Many of the big players will be there, including Rolex, Cartier and Patek Philippe, while others, including Omega and Audemars Piguet, continue to stay away. Yet the event now has more than 50 exhibitors for the first time, including eight new names. Here are some of the showstoppers landing in Geneva.
At the Top of the Hour
One trend that shows no signs of slowing is the high-end watchmakers’ enthusiasm for the “low volume, high value” business model. Brands have logged that the industry’s growth point is at the top end as wealthy clients continue to spend big, so it comes as little surprise that Watches and Wonders booths are awash with hyperwatches stretching the limits of micromechanics, design and aesthetics (as well as price) to spectacular new heights.

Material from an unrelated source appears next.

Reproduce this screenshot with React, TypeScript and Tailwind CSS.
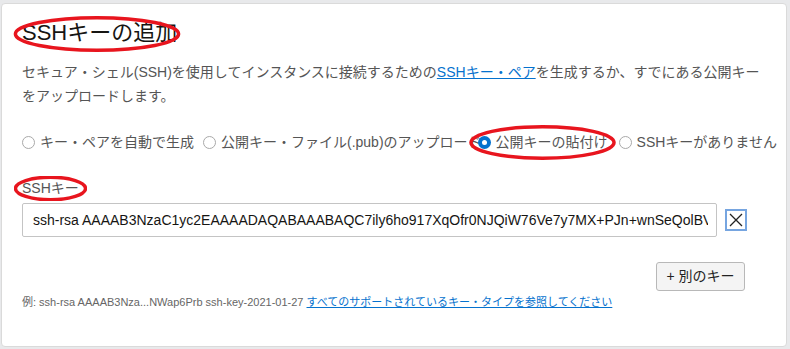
import React from 'react'

const font = { fontFamily: '"Liberation Sans", "Noto Sans CJK JP", sans-serif' }

interface RadioProps {
  label: string
  checked?: boolean
  className?: string
}

const Radio = ({ label, checked, className }: RadioProps) => (
  <label className={`flex items-center shrink-0 whitespace-nowrap ${className ?? ''}`}>
    {checked ? (
      <span className="w-[13px] h-[13px] rounded-full bg-[#0572ce] flex items-center justify-center">
        <span className="w-[5px] h-[5px] rounded-full bg-white" />
      </span>
    ) : (
      <span className="w-[13px] h-[13px] rounded-full border border-[#a9a9a9] bg-white" />
    )}
    <span className="ml-[5px] text-[14px] text-[#555555]">{label}</span>
  </label>
)

// red annotation ellipse drawn over the content
const Ring = ({ className }: { className: string }) => (
  <svg className={`absolute pointer-events-none ${className}`} viewBox="0 0 100 40" preserveAspectRatio="none">
    <ellipse cx="50" cy="20" rx="48" ry="18" fill="none" stroke="#e8151e" strokeWidth="3.5" vectorEffect="non-scaling-stroke" />
  </svg>
)

export default function App() {
  const sshKey =
    'ssh-rsa AAAAB3NzaC1yc2EAAAADAQABAAABAQC7ily6ho917XqOfr0NJQiW76Ve7y7MX+PJn+wnSeQolBVS8kQ2ZyH0qYxT'

  return (
    <div className="w-[790px] h-[349px] bg-[#e8e9eb] pt-[3px] pl-[1px] pr-[3px] pb-[2px]" style={font}>
      <div className="relative h-full bg-white border border-[#dadada] rounded-[4px] px-[20px] pt-[15px] overflow-hidden">
        <h2 className="text-[22px] leading-[28px] text-[#161513] font-normal">SSHキーの追加</h2>

        <p className="mt-[13px] text-[14px] leading-[24px] text-[#555555]">
          セキュア・シェル(SSH)を使用してインスタンスに接続するための
          <a className="text-[#0572ce] underline">SSHキー・ペア</a>
          を生成するか、すでにある公開キーをアップロードします。
        </p>

        <div className="mt-[24px] h-[20px] flex items-center">
          <Radio label="キー・ペアを自動で生成" className="mr-[9px]" />
          <Radio label="公開キー・ファイル(.pub)のアップロード" className="mr-[-4px]" />
          <Radio label="公開キーの貼付け" checked className="mr-[11px]" />
          <Radio label="SSHキーがありません" />
        </div>

        <div className="mt-[26px] text-[14px] leading-[20px] text-[#555555]">SSHキー</div>

        <div className="mt-[5px] flex items-center pr-[19px]">
          <input
            readOnly
            value={sshKey}
            className="flex-1 h-[34px] border border-[#c4c4c4] rounded-[2px] pl-[10px] pr-[8px] text-[14px] text-[#161513] outline-none"
            style={font}
          />
          <button className="ml-[8px] w-[22px] h-[22px] border-2 border-[#76a5e0] flex items-center justify-center">
            <svg width="16" height="16" viewBox="0 0 16 16">
              <path d="M2 2 L14 14 M14 2 L2 14" stroke="#222" strokeWidth="1.3" />
            </svg>
          </button>
        </div>

        <div className="mt-[25px] flex justify-end pr-[21px]">
          <button className="h-[29px] w-[89px] bg-[#f4f4f4] border border-[#b8b8b8] rounded-[3px] text-[14px] text-[#222]" style={font}>
            + 別のキー
          </button>
        </div>

        <div className="mt-[3px] text-[11px] leading-[16px] text-[#666666]">
          例: ssh-rsa AAAAB3Nza...NWap6Prb ssh-key-2021-01-27{' '}
          <a className="text-[#0572ce] underline">すべてのサポートされているキー・タイプを参照してください</a>
        </div>

        <Ring className="left-[10px] top-[12px] w-[170px] h-[36px]" />
        <Ring className="left-[466px] top-[121px] w-[149px] h-[35px]" />
        <Ring className="left-[12px] top-[172px] w-[73px] h-[25px]" />
      </div>
    </div>
  )
}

Piaget Altiplano Ultimate Concept Tourbillon
After a brief hiatus, the battle for the thinness crown has resumed. Bulgari this week introduced what it called the world’s thinnest mechanical watch, a seemingly impossible 1.7-millimeter sliver of mechanical ingenuity. That was followed almost immediately by Piaget, in its 150th anniversary year, issuing what it identified as the world’s thinnest tourbillon: the Altiplano Ultimate Concept Tourbillon, which at two millimeters all but sucks the third dimension out of the whirring anti-gravitational tourbillon device so loved by elite watchmakers. Six years ago, the original Altiplano Ultimate Concept slipped into the record books at two millimeters (the obsession with that measurement started in 1957 with the 9P caliber, which was two millimeters). But it contained neither the tourbillon cage that surrounds the watch’s oscillating escapement nor the 30 percent additional power required to fuel it. Somehow, Piaget has squeezed those into the new watch’s 41.5-millimeter blue cobalt alloy case without fattening it up. A watch that will be remembered long after the fair doors have closed.